Edit: To answer your comment, here's an example of a simple binning algorithm.
- You store 1000 values, in 10 bins. Each bin therefore holds 100 values. Assume each bin is implemented as a dynamic array (a 'list', in Perl or Python terms).
When a new value comes in:
- Determine which bin it should be stored in, based on the bin limits you've chosen.
- If the bin is not full, append the value to the bin list.
- If the bin is full, remove the value at the top of the bin list, and append the new value to the bottom of the bin list. This means old values are thrown away over time.
To find the 90th percentile, sort bin 10. The 90th percentile is the first value in the sorted list (element 900/1000).
If you don't like throwing away old values, then you can implement some alternative scheme to use instead.
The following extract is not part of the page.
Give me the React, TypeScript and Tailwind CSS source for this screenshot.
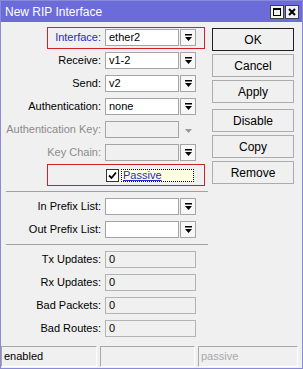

For example, when a bin becomes full (reaches 100 values, in my example), you could take the average of the oldest 50 elements (i.e. the first 50 in the list), discard those elements, and then append the new average element to the bin, leaving you with a bin of 51 elements that now has space to hold 49 new values. This is a simple example of rebinning.
Another example of rebinning is downsampling; throwing away every 5th value in a sorted list, for example.
I hope this concrete example helps. The key point to take away is that there are lots of ways of achieving a constant memory aging algorithm; only you can decide what is satisfactory given your requirements.